On the power of iid information for linear approximation
Mathias Sonnleitner, Mario Ullrich
TL;DR
The paper addresses the power of iid information for deterministic worst-case linear approximation by framing a general weighted least-squares approach on a chosen subspace and proving high-probability error bounds that connect to random matrices and concentration phenomena. It provides a versatile, architecture-agnostic framework that extends from $L_2$-approximation to general norms via embedding assumptions, yielding concrete results for Hilbert spaces, Sobolev spaces, and Gaussian information, including sharp oversampling results and subsampling tricks. The work highlights both the near-optimality of iid information in many settings (often with an $O(n\log n)$ sampling scale) and the limits (e.g., Fourier-type information requiring oversampling, dimension-related curse) and shows how these insights translate into practical sampling strategies and learning perspectives.
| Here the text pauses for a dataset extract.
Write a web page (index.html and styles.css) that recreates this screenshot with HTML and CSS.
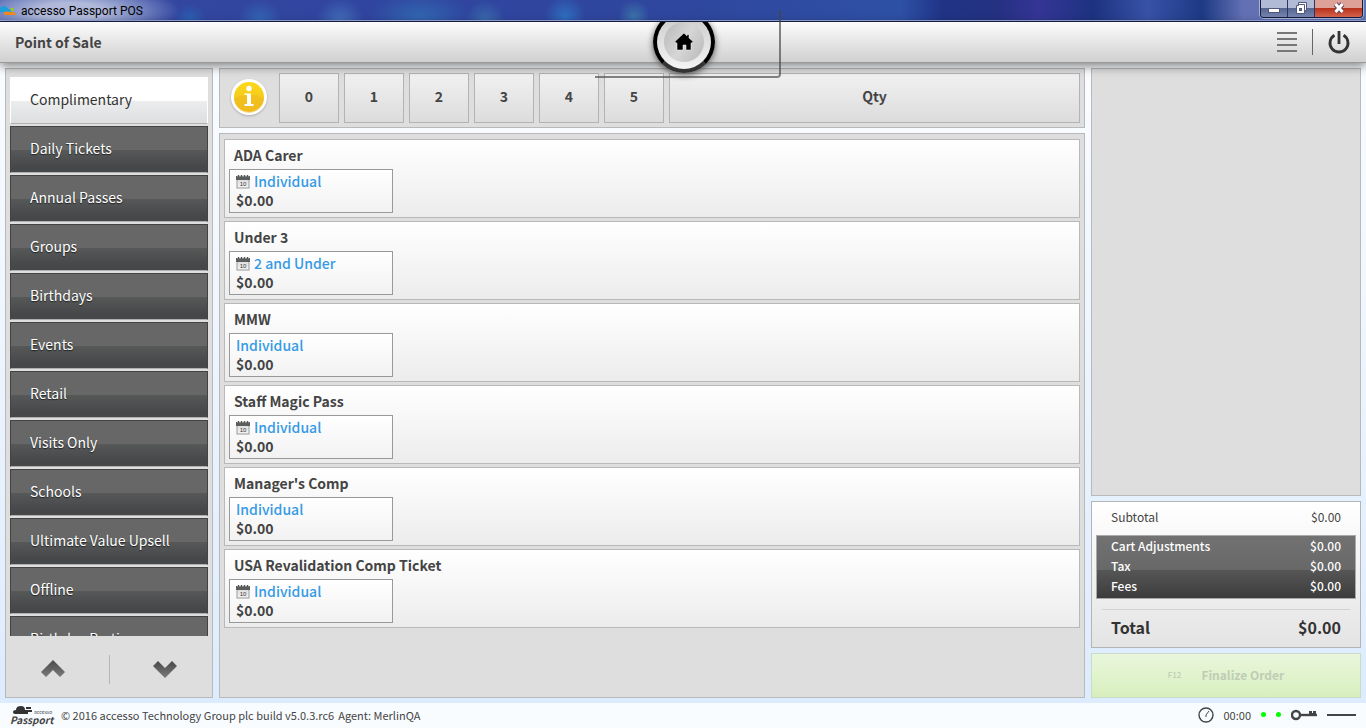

Collectively, the results advance understanding of how random information acts as a universal, robust tool in information-based complexity, with implications for high-dimensional approximation, RKHS methods, and learning theory.
Abstract
This survey is concerned with the power of random information for approximation in the (deterministic) worst-case setting, with special emphasis on information consisting of functionals selected independently and identically distributed (iid) at random on a class of admissible information functionals. We present a general result based on a weighted least squares method and derive consequences for special cases. Improvements are available if the information is ``Gaussian'' or if we consider iid function values for Sobolev spaces. We include open questions to guide future research on the power of random information in the context of information-based complexity.